BEGIN

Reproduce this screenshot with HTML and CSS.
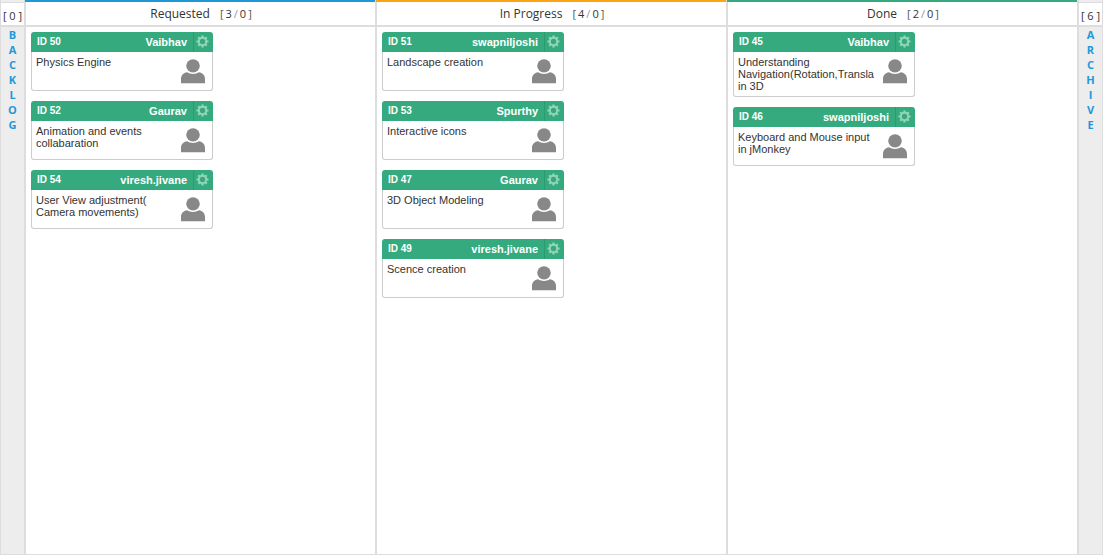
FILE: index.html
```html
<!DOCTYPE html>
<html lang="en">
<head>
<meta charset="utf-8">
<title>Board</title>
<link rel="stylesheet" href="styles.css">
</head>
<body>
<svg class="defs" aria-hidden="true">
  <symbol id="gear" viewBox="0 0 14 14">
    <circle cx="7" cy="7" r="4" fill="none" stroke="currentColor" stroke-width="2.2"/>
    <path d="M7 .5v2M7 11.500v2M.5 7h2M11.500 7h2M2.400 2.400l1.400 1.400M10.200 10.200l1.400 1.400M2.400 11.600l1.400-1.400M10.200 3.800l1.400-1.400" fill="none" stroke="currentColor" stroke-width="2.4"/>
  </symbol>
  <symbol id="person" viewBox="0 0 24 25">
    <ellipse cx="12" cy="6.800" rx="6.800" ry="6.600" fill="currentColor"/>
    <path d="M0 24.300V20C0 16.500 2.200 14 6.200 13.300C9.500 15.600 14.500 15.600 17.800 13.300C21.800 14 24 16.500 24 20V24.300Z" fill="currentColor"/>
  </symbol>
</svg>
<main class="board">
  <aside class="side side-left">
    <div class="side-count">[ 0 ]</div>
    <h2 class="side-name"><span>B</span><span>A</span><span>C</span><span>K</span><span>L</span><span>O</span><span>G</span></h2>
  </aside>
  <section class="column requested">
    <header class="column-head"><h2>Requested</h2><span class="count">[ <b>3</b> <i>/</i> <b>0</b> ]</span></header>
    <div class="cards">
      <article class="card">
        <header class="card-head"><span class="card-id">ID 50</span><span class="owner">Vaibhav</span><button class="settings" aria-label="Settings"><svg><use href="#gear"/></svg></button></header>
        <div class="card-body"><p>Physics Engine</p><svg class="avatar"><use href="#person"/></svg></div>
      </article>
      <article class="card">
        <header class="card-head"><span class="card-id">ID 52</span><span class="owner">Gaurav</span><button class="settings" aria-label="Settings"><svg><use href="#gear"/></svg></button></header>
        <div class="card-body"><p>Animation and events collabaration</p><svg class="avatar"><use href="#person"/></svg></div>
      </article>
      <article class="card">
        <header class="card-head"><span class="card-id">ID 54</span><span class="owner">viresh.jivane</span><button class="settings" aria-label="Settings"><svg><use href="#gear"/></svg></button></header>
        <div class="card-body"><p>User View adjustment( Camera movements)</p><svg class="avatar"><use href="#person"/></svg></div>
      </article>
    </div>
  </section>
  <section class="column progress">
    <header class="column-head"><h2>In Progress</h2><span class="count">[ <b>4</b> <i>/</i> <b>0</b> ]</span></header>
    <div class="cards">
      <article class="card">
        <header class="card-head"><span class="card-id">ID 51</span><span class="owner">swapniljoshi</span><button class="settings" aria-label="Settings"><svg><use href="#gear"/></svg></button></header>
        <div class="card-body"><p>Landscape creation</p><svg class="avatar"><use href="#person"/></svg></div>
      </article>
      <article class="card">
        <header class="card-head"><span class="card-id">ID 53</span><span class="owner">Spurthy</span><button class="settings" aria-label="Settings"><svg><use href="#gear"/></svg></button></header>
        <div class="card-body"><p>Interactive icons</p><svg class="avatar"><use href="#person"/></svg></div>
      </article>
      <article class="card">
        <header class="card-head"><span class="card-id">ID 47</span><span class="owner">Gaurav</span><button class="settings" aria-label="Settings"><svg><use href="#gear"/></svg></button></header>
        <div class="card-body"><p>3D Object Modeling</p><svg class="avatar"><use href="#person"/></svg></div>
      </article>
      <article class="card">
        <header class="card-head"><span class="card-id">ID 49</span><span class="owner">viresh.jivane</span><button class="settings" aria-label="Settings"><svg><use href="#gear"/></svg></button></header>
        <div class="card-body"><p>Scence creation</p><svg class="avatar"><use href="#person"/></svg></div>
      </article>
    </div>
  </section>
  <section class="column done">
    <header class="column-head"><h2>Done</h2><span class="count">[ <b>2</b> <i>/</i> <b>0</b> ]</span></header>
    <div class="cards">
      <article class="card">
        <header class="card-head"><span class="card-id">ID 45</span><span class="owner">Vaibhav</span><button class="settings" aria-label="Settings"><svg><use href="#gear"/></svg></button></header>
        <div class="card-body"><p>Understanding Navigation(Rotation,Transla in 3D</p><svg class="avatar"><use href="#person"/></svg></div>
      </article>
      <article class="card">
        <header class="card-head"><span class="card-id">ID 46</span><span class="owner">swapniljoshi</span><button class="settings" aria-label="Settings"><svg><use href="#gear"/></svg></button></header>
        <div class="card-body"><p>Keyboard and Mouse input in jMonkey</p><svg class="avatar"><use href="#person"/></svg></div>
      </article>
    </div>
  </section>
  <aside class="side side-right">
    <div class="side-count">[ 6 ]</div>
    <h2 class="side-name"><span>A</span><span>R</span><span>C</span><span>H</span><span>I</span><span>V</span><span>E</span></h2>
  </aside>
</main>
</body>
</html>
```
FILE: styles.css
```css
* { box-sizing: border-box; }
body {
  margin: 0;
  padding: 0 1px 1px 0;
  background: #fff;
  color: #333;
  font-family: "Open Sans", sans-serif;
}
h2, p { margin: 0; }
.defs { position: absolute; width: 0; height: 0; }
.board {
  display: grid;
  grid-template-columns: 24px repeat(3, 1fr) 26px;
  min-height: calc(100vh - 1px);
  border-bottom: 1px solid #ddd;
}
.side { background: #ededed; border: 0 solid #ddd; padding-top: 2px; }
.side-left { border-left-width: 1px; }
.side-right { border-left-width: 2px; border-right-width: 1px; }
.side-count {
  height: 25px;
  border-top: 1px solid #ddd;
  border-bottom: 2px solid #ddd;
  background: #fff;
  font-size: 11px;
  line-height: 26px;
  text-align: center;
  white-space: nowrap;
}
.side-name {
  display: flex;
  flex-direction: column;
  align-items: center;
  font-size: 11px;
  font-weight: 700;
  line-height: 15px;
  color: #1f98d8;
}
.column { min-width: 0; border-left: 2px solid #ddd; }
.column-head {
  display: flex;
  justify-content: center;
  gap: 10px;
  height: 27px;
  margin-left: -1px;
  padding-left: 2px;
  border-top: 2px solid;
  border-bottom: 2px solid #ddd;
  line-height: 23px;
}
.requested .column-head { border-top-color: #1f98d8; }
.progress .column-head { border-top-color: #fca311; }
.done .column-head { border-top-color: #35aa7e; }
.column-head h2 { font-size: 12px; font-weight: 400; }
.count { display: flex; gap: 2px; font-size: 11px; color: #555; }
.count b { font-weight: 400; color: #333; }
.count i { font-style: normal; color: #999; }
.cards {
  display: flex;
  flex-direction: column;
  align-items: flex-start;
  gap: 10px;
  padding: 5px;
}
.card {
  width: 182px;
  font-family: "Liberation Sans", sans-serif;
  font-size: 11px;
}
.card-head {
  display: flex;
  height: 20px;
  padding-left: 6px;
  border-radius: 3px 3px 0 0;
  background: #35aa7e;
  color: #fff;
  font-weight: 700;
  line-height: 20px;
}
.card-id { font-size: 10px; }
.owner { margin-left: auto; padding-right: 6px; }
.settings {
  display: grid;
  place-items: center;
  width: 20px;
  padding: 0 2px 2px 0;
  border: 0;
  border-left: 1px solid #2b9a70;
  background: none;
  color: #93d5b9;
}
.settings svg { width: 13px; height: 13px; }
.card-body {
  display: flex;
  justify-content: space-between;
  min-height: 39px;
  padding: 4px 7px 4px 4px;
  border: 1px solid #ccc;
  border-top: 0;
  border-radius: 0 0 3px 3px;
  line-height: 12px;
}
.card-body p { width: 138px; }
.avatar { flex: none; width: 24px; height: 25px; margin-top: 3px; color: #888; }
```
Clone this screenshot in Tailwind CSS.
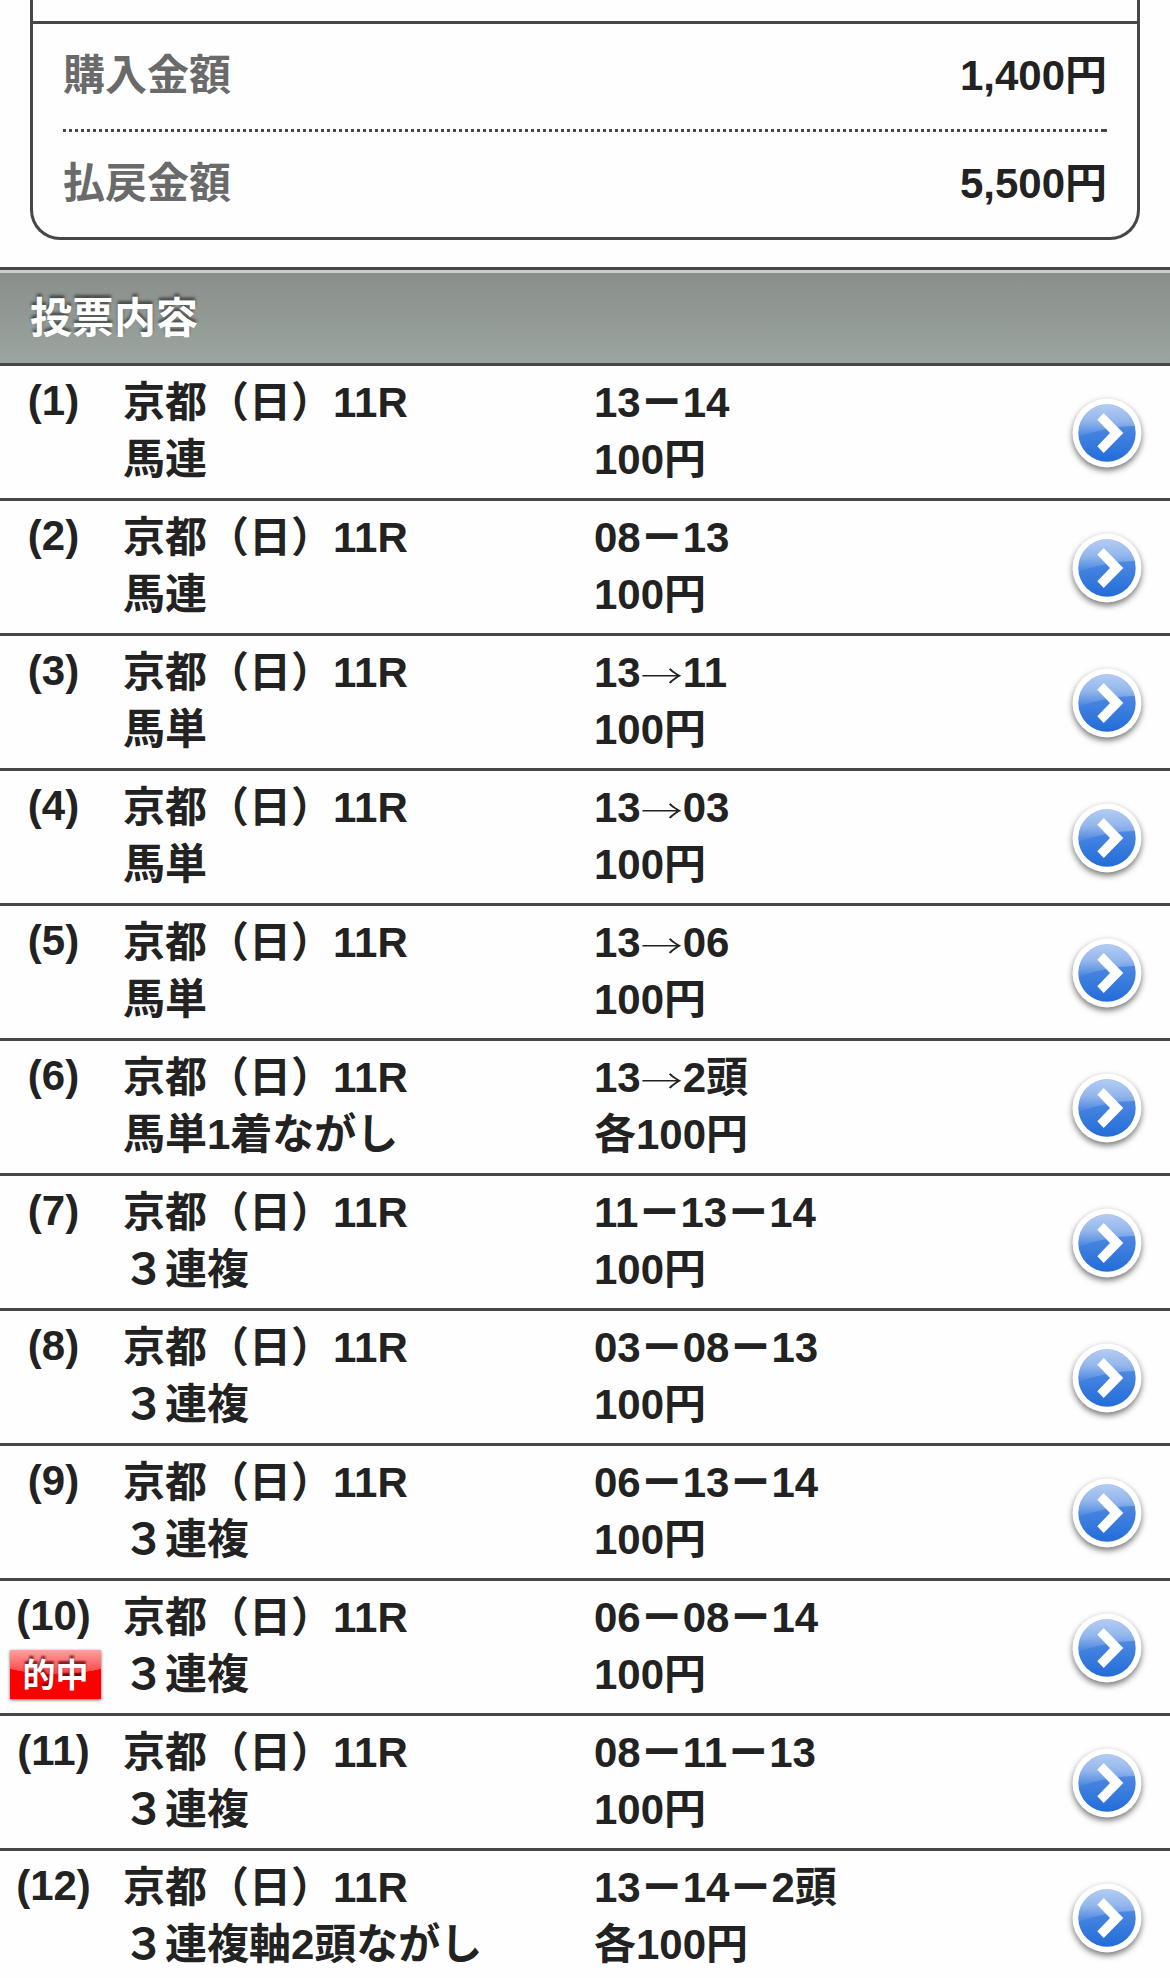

END

▶ _GIVEN INSTRUCTION_: Identify lines with the string "screenshot". Copy each one.

▶ _FINISHED TASK_:
Reproduce this screenshot with HTML and CSS.
Clone this screenshot in Tailwind CSS.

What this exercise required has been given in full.